- **GOAL OF THE EXERCISE**
Your copy of the material below should match it exactly, except that it holds no pictures.

- **SOURCE EXCERPT**
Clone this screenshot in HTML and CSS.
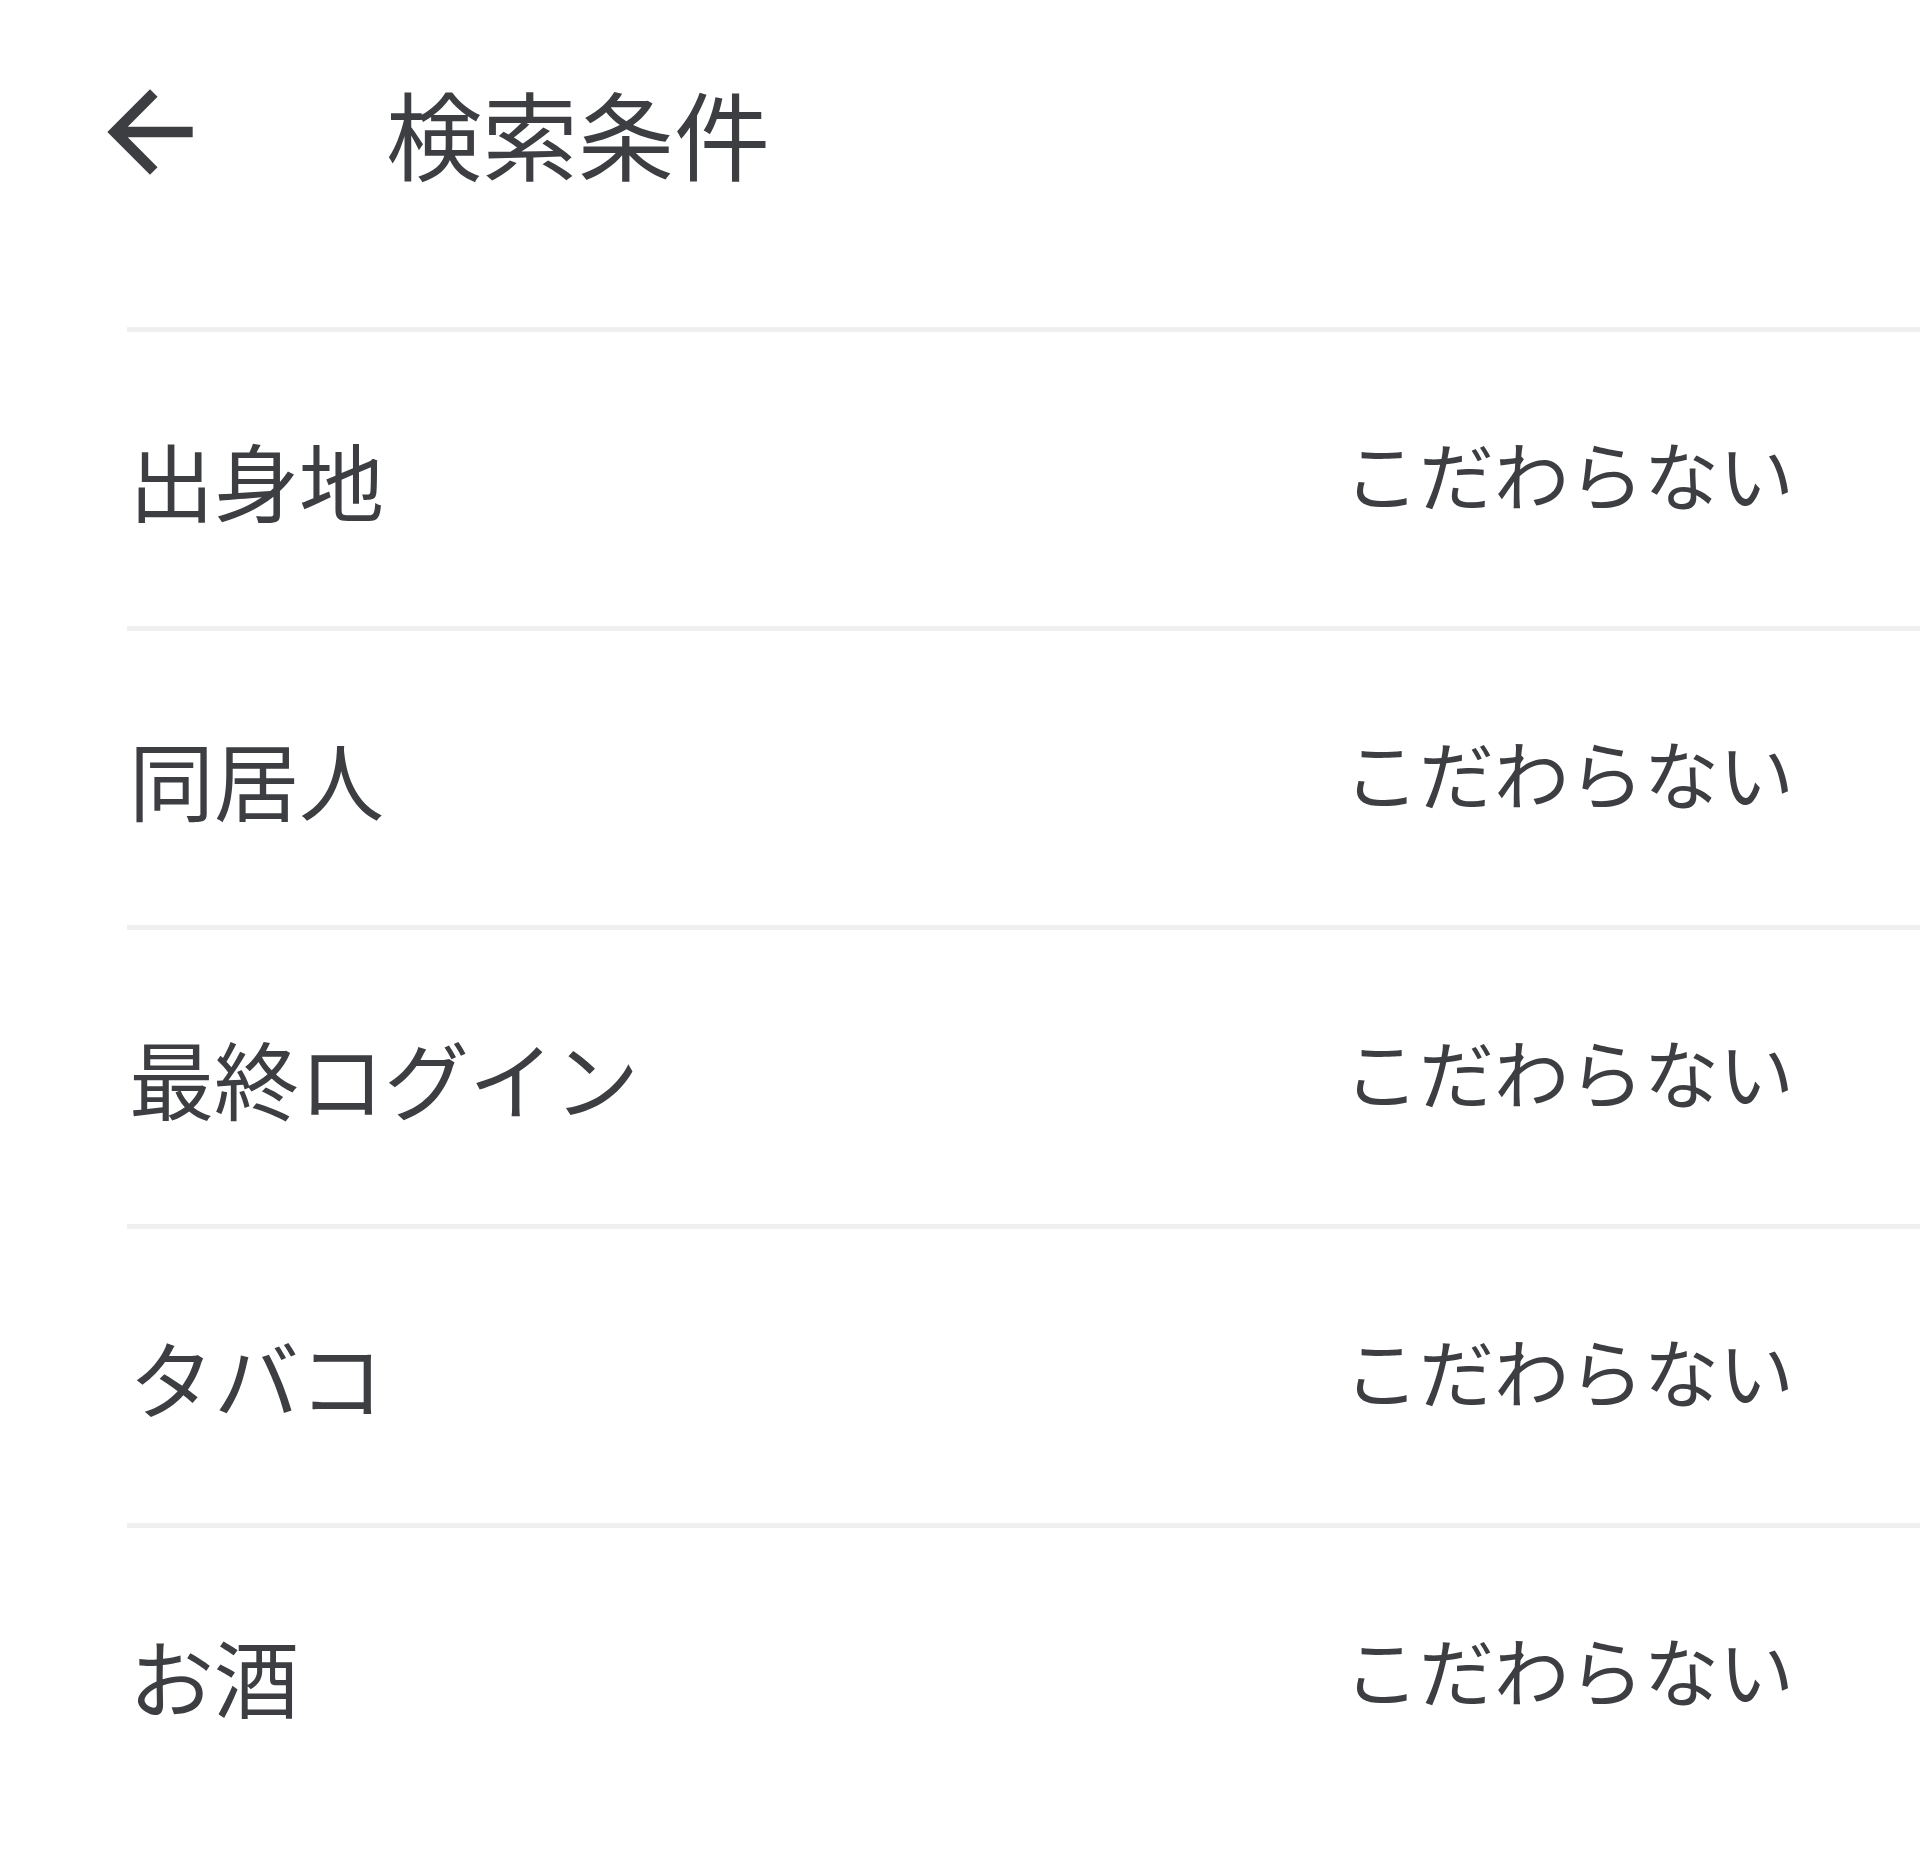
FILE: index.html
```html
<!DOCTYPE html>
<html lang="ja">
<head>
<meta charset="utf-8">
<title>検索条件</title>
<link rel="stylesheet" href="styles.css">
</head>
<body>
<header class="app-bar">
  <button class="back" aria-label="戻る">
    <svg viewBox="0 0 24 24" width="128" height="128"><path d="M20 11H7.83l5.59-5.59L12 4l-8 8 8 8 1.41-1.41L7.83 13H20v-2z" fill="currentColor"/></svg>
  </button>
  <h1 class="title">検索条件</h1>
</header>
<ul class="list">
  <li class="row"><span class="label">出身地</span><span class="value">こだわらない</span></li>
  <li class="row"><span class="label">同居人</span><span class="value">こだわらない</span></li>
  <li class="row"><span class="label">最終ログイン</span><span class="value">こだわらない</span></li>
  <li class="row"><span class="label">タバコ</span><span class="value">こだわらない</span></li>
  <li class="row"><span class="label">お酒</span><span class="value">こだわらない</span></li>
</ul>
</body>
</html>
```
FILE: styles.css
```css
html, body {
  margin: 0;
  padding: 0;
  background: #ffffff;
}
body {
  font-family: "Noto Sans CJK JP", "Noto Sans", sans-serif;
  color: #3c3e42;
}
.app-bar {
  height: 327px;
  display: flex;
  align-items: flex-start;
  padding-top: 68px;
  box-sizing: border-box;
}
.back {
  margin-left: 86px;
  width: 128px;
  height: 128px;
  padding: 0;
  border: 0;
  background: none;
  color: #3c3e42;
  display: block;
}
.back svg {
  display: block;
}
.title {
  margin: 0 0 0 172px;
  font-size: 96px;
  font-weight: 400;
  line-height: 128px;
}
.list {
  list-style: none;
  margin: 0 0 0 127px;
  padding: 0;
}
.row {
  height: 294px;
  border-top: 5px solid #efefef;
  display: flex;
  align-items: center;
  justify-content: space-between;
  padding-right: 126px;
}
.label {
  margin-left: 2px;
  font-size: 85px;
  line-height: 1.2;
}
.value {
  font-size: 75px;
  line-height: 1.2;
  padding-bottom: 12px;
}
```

- **SOLVED EXERCISE**
Clone this screenshot in HTML and CSS.
FILE: index.html
```html
<!DOCTYPE html>
<html lang="ja">
<head>
<meta charset="utf-8">
<title>検索条件</title>
<link rel="stylesheet" href="styles.css">
</head>
<body>
<header class="app-bar">
  <button class="back" aria-label="戻る">
    <svg viewBox="0 0 24 24" width="128" height="128"><path d="M20 11H7.83l5.59-5.59L12 4l-8 8 8 8 1.41-1.41L7.83 13H20v-2z" fill="currentColor"/></svg>
  </button>
  <h1 class="title">検索条件</h1>
</header>
<ul class="list">
  <li class="row"><span class="label">出身地</span><span class="value">こだわらない</span></li>
  <li class="row"><span class="label">同居人</span><span class="value">こだわらない</span></li>
  <li class="row"><span class="label">最終ログイン</span><span class="value">こだわらない</span></li>
  <li class="row"><span class="label">タバコ</span><span class="value">こだわらない</span></li>
  <li class="row"><span class="label">お酒</span><span class="value">こだわらない</span></li>
</ul>
</body>
</html>
```
FILE: styles.css
```css
html, body {
  margin: 0;
  padding: 0;
  background: #ffffff;
}
body {
  font-family: "Noto Sans CJK JP", "Noto Sans", sans-serif;
  color: #3c3e42;
}
.app-bar {
  height: 327px;
  display: flex;
  align-items: flex-start;
  padding-top: 68px;
  box-sizing: border-box;
}
.back {
  margin-left: 86px;
  width: 128px;
  height: 128px;
  padding: 0;
  border: 0;
  background: none;
  color: #3c3e42;
  display: block;
}
.back svg {
  display: block;
}
.title {
  margin: 0 0 0 172px;
  font-size: 96px;
  font-weight: 400;
  line-height: 128px;
}
.list {
  list-style: none;
  margin: 0 0 0 127px;
  padding: 0;
}
.row {
  height: 294px;
  border-top: 5px solid #efefef;
  display: flex;
  align-items: center;
  justify-content: space-between;
  padding-right: 126px;
}
.label {
  margin-left: 2px;
  font-size: 85px;
  line-height: 1.2;
}
.value {
  font-size: 75px;
  line-height: 1.2;
  padding-bottom: 12px;
}
```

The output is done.